Given the evidence, OSHA reasonably decided that its vaccinate-or-test standard was necessary to address the grave danger that COVID-19 poses to American workers. This decision is not unprecedented: The agency “has long recognized the importance of vaccinating workers against preventable illnesses to which they may be exposed on the job.” Pmbl.61433–34. In 1991, under President George H.W. Bush, OSHA adopted what is known as the “bloodborne pathogens standard” to prevent the transmission of hepatitis B, hepatitis C, and HIV. See 29 C.F.R. § 1910.1030. As part of that standard, the agency required employers to make the hepatitis B vaccine available to employees in any workplace with potential exposure to bloodborne pathogens. See id. § 1910.1030(b); see generally Am. Dental Ass’n v. Martin, 984 F.2d 823, 824 (7th Cir. 1993). That standard resulted in a significant increase in the number of employees accepting hepatitis B vaccination, and “a dramatic decline in the incidence of HBV infections” among covered workers. See Francis J. Mahoney et al., Progress Toward the Elimination of Hepatitis B Virus Transmission Among Health Care Workers in the United States, 157 Archives of Internal Med. 2601, 2604 (1997), http://doi.org/10.1001/archinte.1997.00440430083010. The bloodborne pathogens standard addressed viruses whose potential transmission “between workers is minimal in comparison to the SARS-CoV-2 virus; Hepatitis B and HIV are transmitted through blood and certain body fluids, whereas the SARS-CoV-2 virus spreads through respiratory droplets that can travel through the air from worker-to-worker.” Pmbl.61436. Therefore, OSHA determined that, in the case of COVID-19, merely offering vaccination to workers would be insufficient. To protect against workplace spread of this rapidly transmitted, airborne virus, it was necessary to require vaccination or regular testing and masking. See id.

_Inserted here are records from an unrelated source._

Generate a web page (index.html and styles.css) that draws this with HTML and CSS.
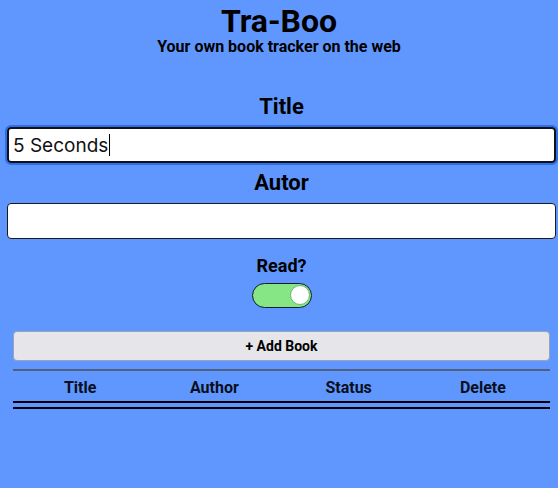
FILE: index.html
```html
<!DOCTYPE html>
<html>
<head>
<meta charset="utf-8">
<link rel="stylesheet" href="styles.css">
</head>
<body>
<header class="head">
  <h1 class="brand">Tra-Boo</h1>
  <p class="tagline">Your own book tracker on the web</p>
</header>
<form class="form">
  <label class="label">Title</label>
  <div class="field focused"><span class="value">5 Seconds</span><span class="caret"></span></div>
  <label class="label">Autor</label>
  <div class="field"></div>
  <label class="label small">Read?</label>
  <div class="toggle"><span class="knob"></span></div>
</form>
<div class="lower">
  <button class="add" type="button">+ Add Book</button>
  <div class="rule"></div>
  <div class="thead">
    <span>Title</span><span>Author</span><span>Status</span><span>Delete</span>
  </div>
  <div class="dbl"></div>
</div>
</body>
</html>
```

FILE: styles.css
```css
* { box-sizing: border-box; }
html, body { margin: 0; padding: 0; }
body {
  background: #6097ff;
  font-family: Roboto, "Liberation Sans", sans-serif;
  color: #000;
  width: 558px;
  height: 488px;
  overflow: hidden;
}
.head { text-align: center; padding-top: 4px; }
.brand { margin: 0; font-size: 32px; line-height: 34px; font-weight: 700; }
.tagline { margin: 0; font-size: 16px; line-height: 17px; font-weight: 700; }
.form { display: flex; flex-direction: column; align-items: center; padding: 0 2px 0 7px; margin-top: 39px; }
.label { font-size: 22px; font-weight: 700; line-height: 26px; }
.label.small { font-size: 18px; line-height: 22px; margin-top: 8px; }
.field {
  width: 100%;
  height: 36px;
  margin-top: 7px;
  margin-bottom: 8px;
  background: #fff;
  border: 1px solid #1a1a1a;
  border-radius: 4px;
  display: flex;
  align-items: center;
  padding-left: 5px;
}
.field.focused {
  border: 2px solid #111;
  outline: 2px solid #2b6ff0;
  padding-left: 4px;
  margin-bottom: 7px;
}
.value { font-family: Inter, Roboto, sans-serif; font-size: 19px; color: #111; }
.caret { width: 1px; height: 22px; background: #000; margin-left: 1px; }
.toggle {
  margin-top: 6px;
  width: 60px; height: 25px;
  border-radius: 13px;
  background: #86e585;
  border: 1.5px solid #0f1a33;
  position: relative;
}
.knob {
  position: absolute; right: 1px; top: 1px;
  width: 20px; height: 20px; border-radius: 50%;
  background: #fff;
  border: 1px solid #6bb86a;
}
.lower { padding: 0 8px 0 13px; margin-top: 23px; }
.add {
  display: block; width: 100%; height: 30px;
  background: #e6e5ea;
  border: 1px solid #9aa3b8;
  border-radius: 4px;
  font-family: Roboto, sans-serif;
  font-size: 14px; font-weight: 700; color: #000;
}
.rule { height: 2px; background: #4f5f80; margin-top: 8px; }
.thead { display: grid; grid-template-columns: repeat(4, 1fr); text-align: center; font-size: 16px; font-weight: 700; padding-top: 7px; height: 30px; color: #0a0f20; }
.dbl { height: 8px; border-top: 2px solid #000; border-bottom: 2px solid #000; }
```
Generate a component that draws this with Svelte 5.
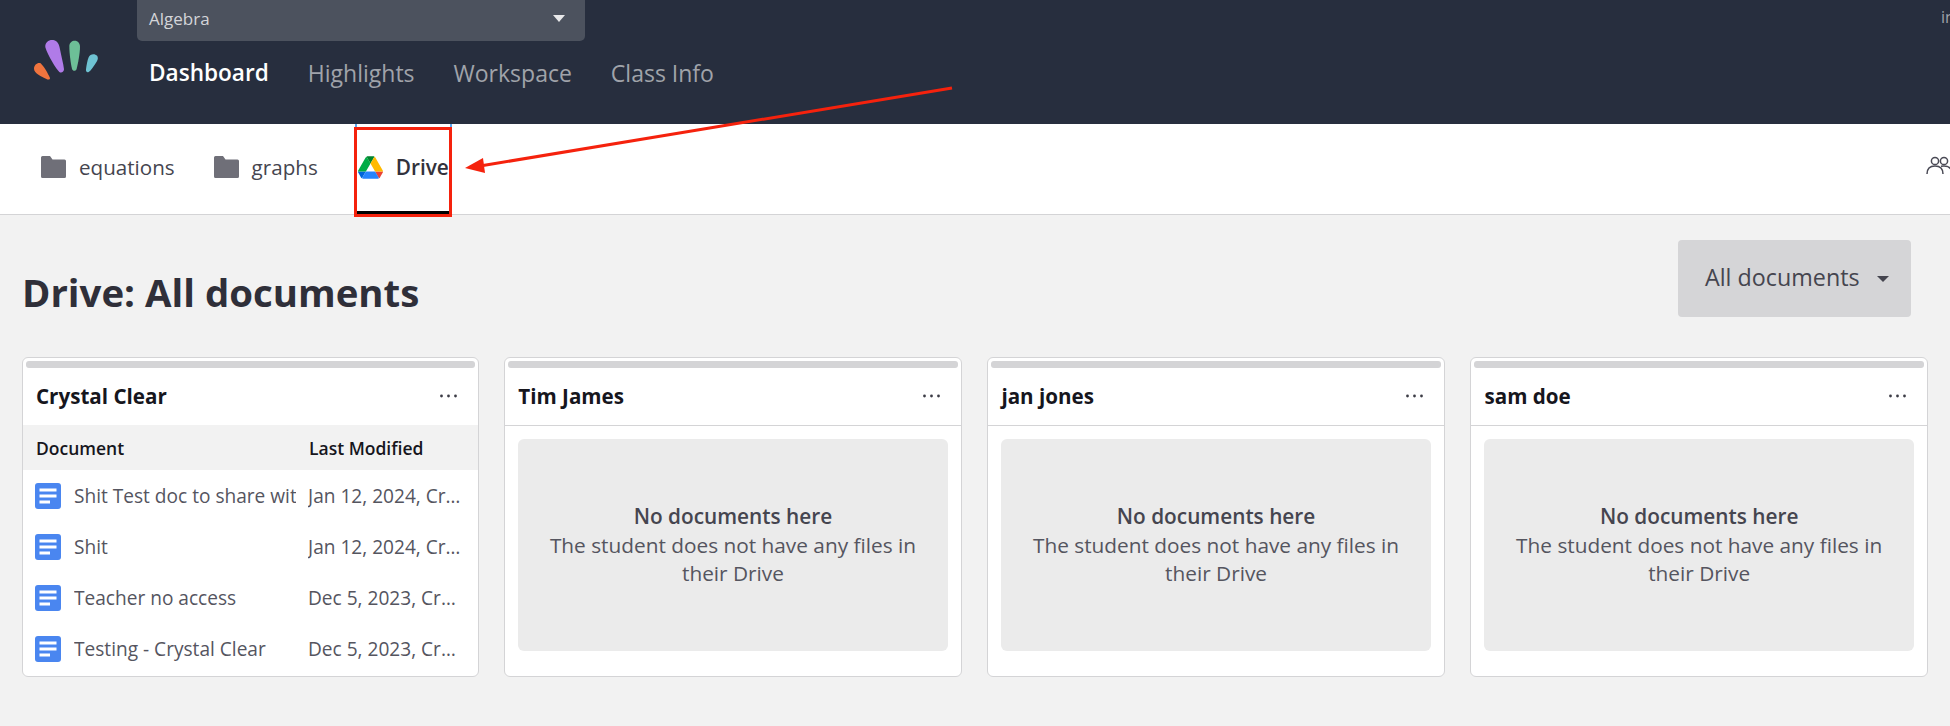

That determination warrants deference. As Chief Justice Roberts has recognized, the “precise question” of what restrictions should be imposed during “the pandemic is a dynamic and fact-intensive matter subject to reasonable disagreement.” S. Bay United Pentecostal Church v. Newsom, 140 S. Ct. 1613, 1613 (2020) (Roberts, C.J., concurring in denial of certiorari). Congress has entrusted OSHA with the responsibility to protect workplace safety and health, particularly when workers are faced with a grave danger—which the COVID-19 pandemic indisputably is. Based on an extensive administrative record replete with public health and scientific evidence showing that vaccination is the most effective tool to prevent COVID-19 transmission and infection in the workplace, the agency issued its vaccinate-or-test standard. Given this careful and deliberative process, OSHA’s rule “should not be subject to second-guessing by an ‘unelected federal judiciary,’ which lacks the background, competence, and expertise to assess public health.” Id. at 1614. This Court has held that OSHA “is entitled to great deference,” and that its organic statute “should be read broadly to afford workers the broadest possible protection.” Nat’l Eng’g & Contracting Co. v. OSHA, 928 F.2d 762, 768 (6th Cir. 1991).  Even more so when, as here, the agency adopted its rule to deal with “changing facts on the ground.” S. Bay United, 140 S. Ct. at 1614 (Roberts, C.J., concurring).

And the facts on the ground continue to change. In just the last few days, countries around the world have once again closed their borders and instituted lockdowns in response to the threat of a new, more transmissible COVID-19 variant. Whatever may prove true of this latest variant, others are sure to follow. The public health evidence has uniformly concluded that vaccines are the primary way to prevent the rise and spread of such variants, thereby protecting our nation’s workplaces and workers. Because OSHA’s vaccinate-or-test standard appropriately reflects this overwhelming scientific consensus, this Court should uphold it.

Conclusion Heading link

Amici curiae respectfully request that this Court grant the respondents’ emergency motion to dissolve the stay of OSHA’s rule.